__Given data__:
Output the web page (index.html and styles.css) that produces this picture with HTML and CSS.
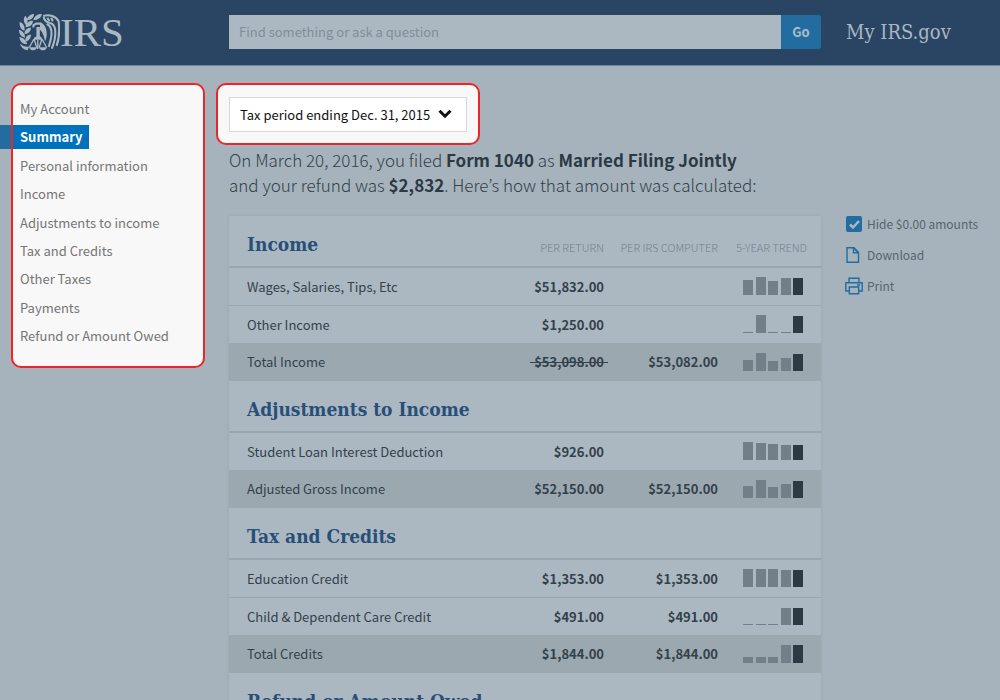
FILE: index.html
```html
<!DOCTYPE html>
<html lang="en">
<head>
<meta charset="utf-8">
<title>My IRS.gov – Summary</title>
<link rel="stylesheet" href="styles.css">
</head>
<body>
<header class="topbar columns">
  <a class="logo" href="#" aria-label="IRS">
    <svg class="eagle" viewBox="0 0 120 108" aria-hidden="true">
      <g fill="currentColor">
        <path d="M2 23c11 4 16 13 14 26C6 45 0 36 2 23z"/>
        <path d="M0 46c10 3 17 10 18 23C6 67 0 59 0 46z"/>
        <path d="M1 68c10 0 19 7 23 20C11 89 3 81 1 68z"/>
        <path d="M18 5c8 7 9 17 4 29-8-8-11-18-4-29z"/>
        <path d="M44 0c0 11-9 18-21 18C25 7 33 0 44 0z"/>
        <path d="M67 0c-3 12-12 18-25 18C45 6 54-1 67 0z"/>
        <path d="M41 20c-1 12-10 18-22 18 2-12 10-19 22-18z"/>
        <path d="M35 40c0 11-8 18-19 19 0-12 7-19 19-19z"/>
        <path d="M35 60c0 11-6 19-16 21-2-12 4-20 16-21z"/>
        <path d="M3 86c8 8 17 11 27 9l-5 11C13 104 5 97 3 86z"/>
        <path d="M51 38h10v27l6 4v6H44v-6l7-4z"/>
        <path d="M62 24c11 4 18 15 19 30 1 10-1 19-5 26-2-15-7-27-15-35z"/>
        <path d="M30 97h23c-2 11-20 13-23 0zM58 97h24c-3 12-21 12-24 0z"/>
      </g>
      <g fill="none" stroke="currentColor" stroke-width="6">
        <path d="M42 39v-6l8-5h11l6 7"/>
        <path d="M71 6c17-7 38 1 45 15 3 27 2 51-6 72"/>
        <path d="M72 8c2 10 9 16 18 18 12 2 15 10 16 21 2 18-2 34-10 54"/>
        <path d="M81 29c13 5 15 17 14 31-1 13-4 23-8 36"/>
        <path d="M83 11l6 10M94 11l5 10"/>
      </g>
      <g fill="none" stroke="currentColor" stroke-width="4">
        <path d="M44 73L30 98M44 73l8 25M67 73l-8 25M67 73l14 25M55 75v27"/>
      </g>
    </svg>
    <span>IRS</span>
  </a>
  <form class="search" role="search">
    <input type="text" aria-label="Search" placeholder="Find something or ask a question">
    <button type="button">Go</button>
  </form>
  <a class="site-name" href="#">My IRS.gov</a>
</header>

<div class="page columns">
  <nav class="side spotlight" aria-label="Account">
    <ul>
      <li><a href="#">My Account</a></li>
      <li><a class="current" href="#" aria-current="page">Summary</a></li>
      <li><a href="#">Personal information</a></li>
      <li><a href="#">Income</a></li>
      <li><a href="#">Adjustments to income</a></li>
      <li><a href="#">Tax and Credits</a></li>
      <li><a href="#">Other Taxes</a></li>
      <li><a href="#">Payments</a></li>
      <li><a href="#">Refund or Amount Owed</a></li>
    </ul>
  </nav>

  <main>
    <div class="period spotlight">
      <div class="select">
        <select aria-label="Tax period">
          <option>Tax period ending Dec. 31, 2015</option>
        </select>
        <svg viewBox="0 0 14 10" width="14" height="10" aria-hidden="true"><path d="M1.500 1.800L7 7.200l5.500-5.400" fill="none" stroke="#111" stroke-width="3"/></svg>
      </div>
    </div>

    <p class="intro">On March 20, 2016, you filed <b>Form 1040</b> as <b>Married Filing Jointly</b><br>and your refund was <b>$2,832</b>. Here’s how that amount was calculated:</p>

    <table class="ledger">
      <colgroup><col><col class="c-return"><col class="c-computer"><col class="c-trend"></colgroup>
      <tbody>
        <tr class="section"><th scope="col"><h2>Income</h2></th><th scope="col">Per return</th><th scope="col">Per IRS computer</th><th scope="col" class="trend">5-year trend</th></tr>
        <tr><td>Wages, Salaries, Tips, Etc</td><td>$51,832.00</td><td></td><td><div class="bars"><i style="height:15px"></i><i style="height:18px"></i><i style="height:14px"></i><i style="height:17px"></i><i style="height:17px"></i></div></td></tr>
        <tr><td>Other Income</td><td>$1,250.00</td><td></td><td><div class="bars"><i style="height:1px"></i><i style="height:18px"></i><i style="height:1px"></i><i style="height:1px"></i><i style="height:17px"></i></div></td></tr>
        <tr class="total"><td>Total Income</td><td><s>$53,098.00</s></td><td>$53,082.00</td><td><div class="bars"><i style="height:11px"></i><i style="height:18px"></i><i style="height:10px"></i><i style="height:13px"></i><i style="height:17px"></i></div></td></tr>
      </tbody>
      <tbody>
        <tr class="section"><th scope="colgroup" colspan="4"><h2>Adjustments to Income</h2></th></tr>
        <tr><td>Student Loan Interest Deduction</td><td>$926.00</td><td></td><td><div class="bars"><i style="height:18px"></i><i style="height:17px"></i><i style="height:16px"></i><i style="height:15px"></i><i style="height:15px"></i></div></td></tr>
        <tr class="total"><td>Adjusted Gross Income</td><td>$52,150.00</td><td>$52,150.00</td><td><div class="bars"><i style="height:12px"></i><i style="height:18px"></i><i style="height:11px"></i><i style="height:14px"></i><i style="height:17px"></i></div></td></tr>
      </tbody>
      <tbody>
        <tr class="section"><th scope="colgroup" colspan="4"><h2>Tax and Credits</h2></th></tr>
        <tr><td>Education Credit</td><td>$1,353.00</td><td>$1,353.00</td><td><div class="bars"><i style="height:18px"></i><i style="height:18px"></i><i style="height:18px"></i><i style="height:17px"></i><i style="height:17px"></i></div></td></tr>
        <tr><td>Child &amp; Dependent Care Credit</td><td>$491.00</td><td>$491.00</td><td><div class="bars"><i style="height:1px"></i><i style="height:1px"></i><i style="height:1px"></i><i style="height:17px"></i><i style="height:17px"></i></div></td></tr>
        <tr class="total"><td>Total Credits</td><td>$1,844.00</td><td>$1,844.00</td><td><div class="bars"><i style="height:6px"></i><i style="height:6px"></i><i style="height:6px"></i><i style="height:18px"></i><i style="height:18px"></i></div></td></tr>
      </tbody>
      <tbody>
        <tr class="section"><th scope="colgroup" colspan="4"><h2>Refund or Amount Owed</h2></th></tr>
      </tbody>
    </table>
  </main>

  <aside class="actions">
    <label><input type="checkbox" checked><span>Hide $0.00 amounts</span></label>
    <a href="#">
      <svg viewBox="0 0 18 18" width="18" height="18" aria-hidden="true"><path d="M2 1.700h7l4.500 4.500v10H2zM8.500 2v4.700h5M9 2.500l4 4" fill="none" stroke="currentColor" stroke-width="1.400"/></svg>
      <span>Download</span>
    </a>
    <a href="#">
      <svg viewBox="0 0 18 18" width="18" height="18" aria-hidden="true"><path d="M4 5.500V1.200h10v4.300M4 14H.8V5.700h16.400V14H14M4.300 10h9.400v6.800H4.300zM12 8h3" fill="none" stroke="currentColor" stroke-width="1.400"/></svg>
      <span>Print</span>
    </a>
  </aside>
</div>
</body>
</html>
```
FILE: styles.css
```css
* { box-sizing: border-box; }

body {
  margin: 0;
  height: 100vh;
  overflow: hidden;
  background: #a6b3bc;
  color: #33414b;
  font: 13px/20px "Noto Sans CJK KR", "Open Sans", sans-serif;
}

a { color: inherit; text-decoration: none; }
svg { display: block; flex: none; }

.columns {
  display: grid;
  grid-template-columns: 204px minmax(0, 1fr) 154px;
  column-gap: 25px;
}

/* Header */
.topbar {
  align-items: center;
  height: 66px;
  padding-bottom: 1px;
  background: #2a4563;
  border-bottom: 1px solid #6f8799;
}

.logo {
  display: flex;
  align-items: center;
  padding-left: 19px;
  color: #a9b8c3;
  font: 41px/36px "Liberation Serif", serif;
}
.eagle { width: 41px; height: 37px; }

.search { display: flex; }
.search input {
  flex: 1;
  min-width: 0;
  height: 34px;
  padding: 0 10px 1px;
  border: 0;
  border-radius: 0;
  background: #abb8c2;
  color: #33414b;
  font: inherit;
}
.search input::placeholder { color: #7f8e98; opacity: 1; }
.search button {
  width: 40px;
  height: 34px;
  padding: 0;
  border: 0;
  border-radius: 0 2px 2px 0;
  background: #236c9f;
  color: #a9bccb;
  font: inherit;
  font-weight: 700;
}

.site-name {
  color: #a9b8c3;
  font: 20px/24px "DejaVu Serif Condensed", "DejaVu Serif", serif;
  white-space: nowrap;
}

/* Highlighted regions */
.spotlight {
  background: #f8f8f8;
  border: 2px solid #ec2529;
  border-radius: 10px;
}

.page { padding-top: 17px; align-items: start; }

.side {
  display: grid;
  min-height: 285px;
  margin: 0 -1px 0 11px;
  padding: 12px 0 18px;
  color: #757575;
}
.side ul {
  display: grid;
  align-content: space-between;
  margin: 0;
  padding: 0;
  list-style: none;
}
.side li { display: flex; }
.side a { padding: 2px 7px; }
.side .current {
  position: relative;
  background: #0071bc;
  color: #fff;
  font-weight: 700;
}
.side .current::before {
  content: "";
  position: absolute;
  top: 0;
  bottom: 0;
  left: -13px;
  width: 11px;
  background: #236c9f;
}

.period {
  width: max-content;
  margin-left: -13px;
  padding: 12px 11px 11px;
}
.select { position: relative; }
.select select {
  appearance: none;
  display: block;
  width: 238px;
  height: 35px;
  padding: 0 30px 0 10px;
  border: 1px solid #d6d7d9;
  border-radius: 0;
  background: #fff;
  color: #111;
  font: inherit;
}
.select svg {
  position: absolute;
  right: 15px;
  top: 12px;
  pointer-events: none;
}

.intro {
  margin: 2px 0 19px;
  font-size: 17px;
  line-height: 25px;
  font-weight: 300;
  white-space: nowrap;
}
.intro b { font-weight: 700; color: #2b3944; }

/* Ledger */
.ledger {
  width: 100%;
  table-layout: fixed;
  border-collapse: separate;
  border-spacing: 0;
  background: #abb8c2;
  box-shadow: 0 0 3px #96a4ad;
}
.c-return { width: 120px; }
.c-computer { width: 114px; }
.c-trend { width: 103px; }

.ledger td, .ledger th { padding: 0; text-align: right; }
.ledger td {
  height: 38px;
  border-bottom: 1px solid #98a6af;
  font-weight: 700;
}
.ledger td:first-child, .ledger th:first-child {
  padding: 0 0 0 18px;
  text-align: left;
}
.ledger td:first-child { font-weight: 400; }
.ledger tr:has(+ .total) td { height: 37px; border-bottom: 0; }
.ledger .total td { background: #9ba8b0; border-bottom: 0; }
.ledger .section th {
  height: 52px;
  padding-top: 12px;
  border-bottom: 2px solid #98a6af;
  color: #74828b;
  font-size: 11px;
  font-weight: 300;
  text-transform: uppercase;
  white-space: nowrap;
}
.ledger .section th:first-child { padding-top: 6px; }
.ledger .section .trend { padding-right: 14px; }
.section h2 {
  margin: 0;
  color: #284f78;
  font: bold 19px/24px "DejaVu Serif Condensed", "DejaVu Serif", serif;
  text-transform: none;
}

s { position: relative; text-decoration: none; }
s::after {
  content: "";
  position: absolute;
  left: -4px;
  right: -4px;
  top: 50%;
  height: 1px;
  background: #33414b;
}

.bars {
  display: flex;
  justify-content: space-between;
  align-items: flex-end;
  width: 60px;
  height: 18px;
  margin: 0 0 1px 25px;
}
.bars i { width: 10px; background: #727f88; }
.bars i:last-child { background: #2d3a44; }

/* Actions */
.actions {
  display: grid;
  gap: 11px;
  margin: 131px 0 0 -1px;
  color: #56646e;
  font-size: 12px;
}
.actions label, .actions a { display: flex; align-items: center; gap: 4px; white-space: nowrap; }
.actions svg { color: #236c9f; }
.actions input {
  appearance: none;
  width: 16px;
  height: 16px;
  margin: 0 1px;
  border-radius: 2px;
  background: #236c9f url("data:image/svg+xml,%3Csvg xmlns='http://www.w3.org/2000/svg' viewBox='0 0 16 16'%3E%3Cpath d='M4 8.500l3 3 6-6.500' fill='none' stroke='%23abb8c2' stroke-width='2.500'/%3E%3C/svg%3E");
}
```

__Your objective__:
List all lines where "index" occurs.

__The completed task__:
Output the web page (index.html and styles.css) that produces this picture with HTML and CSS.
FILE: index.html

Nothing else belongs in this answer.